# WHAT TO PRODUCE
Print all of the lines exactly. Any picture among them stays out.

/---

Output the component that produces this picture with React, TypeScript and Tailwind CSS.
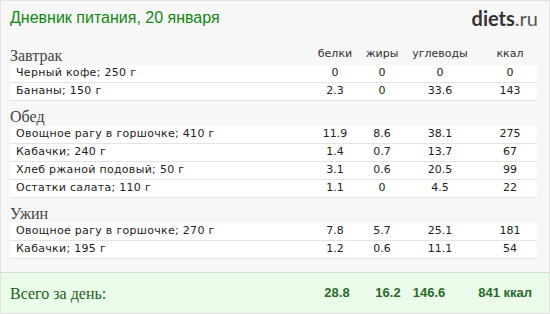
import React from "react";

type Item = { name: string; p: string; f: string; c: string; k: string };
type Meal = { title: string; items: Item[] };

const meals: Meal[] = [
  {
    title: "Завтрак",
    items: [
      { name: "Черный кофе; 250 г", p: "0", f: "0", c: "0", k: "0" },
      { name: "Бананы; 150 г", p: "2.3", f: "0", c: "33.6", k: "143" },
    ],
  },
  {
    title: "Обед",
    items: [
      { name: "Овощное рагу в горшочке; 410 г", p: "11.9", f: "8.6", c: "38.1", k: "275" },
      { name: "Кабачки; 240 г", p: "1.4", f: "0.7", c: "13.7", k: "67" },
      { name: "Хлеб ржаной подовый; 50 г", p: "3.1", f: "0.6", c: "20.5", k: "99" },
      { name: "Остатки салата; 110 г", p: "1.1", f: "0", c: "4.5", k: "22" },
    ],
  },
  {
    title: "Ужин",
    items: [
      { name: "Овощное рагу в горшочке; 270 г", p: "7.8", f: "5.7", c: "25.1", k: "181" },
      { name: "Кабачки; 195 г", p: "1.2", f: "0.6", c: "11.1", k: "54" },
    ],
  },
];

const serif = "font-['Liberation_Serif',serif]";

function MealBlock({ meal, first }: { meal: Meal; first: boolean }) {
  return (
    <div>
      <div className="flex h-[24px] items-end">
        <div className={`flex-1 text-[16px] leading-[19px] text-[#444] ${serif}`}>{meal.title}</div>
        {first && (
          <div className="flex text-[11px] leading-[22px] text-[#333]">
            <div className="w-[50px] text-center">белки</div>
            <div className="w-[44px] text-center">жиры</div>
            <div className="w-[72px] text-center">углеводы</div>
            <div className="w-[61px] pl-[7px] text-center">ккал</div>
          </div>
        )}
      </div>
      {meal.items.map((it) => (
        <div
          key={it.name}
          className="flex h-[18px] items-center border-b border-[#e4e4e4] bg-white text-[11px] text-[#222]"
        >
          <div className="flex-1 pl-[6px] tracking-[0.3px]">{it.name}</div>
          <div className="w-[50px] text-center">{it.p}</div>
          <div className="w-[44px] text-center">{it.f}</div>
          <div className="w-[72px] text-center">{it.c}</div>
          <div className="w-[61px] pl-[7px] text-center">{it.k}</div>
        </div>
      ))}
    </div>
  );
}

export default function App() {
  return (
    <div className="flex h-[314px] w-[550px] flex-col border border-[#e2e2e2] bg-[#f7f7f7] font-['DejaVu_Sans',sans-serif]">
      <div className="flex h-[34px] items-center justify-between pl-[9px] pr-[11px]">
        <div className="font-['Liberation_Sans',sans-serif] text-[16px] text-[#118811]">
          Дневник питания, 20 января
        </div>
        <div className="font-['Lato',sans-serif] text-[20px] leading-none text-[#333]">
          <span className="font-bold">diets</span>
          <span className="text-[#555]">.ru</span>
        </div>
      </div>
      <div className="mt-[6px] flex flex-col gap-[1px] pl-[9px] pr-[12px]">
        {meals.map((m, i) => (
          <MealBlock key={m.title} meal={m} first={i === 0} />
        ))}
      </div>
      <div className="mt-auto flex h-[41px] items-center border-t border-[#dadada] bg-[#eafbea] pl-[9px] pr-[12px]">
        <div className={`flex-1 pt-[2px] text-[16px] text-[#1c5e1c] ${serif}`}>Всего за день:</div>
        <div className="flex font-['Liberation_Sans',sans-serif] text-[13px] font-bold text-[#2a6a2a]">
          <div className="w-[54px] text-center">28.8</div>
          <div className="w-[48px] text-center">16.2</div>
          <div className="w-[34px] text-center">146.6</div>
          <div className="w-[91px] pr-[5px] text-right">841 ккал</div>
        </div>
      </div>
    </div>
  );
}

\---

# THE COMPLETED TASK
Output the component that produces this picture with React, TypeScript and Tailwind CSS.
import React from "react";

type Item = { name: string; p: string; f: string; c: string; k: string };
type Meal = { title: string; items: Item[] };

const meals: Meal[] = [
  {
    title: "Завтрак",
    items: [
      { name: "Черный кофе; 250 г", p: "0", f: "0", c: "0", k: "0" },
      { name: "Бананы; 150 г", p: "2.3", f: "0", c: "33.6", k: "143" },
    ],
  },
  {
    title: "Обед",
    items: [
      { name: "Овощное рагу в горшочке; 410 г", p: "11.9", f: "8.6", c: "38.1", k: "275" },
      { name: "Кабачки; 240 г", p: "1.4", f: "0.7", c: "13.7", k: "67" },
      { name: "Хлеб ржаной подовый; 50 г", p: "3.1", f: "0.6", c: "20.5", k: "99" },
      { name: "Остатки салата; 110 г", p: "1.1", f: "0", c: "4.5", k: "22" },
    ],
  },
  {
    title: "Ужин",
    items: [
      { name: "Овощное рагу в горшочке; 270 г", p: "7.8", f: "5.7", c: "25.1", k: "181" },
      { name: "Кабачки; 195 г", p: "1.2", f: "0.6", c: "11.1", k: "54" },
    ],
  },
];

const serif = "font-['Liberation_Serif',serif]";

function MealBlock({ meal, first }: { meal: Meal; first: boolean }) {
  return (
    <div>
      <div className="flex h-[24px] items-end">
        <div className={`flex-1 text-[16px] leading-[19px] text-[#444] ${serif}`}>{meal.title}</div>
        {first && (
          <div className="flex text-[11px] leading-[22px] text-[#333]">
            <div className="w-[50px] text-center">белки</div>
            <div className="w-[44px] text-center">жиры</div>
            <div className="w-[72px] text-center">углеводы</div>
            <div className="w-[61px] pl-[7px] text-center">ккал</div>
          </div>
        )}
      </div>
      {meal.items.map((it) => (
        <div
          key={it.name}
          className="flex h-[18px] items-center border-b border-[#e4e4e4] bg-white text-[11px] text-[#222]"
        >
          <div className="flex-1 pl-[6px] tracking-[0.3px]">{it.name}</div>
          <div className="w-[50px] text-center">{it.p}</div>
          <div className="w-[44px] text-center">{it.f}</div>
          <div className="w-[72px] text-center">{it.c}</div>
          <div className="w-[61px] pl-[7px] text-center">{it.k}</div>
        </div>
      ))}
    </div>
  );
}

export default function App() {
  return (
    <div className="flex h-[314px] w-[550px] flex-col border border-[#e2e2e2] bg-[#f7f7f7] font-['DejaVu_Sans',sans-serif]">
      <div className="flex h-[34px] items-center justify-between pl-[9px] pr-[11px]">
        <div className="font-['Liberation_Sans',sans-serif] text-[16px] text-[#118811]">
          Дневник питания, 20 января
        </div>
        <div className="font-['Lato',sans-serif] text-[20px] leading-none text-[#333]">
          <span className="font-bold">diets</span>
          <span className="text-[#555]">.ru</span>
        </div>
      </div>
      <div className="mt-[6px] flex flex-col gap-[1px] pl-[9px] pr-[12px]">
        {meals.map((m, i) => (
          <MealBlock key={m.title} meal={m} first={i === 0} />
        ))}
      </div>
      <div className="mt-auto flex h-[41px] items-center border-t border-[#dadada] bg-[#eafbea] pl-[9px] pr-[12px]">
        <div className={`flex-1 pt-[2px] text-[16px] text-[#1c5e1c] ${serif}`}>Всего за день:</div>
        <div className="flex font-['Liberation_Sans',sans-serif] text-[13px] font-bold text-[#2a6a2a]">
          <div className="w-[54px] text-center">28.8</div>
          <div className="w-[48px] text-center">16.2</div>
          <div className="w-[34px] text-center">146.6</div>
          <div className="w-[91px] pr-[5px] text-right">841 ккал</div>
        </div>
      </div>
    </div>
  );
}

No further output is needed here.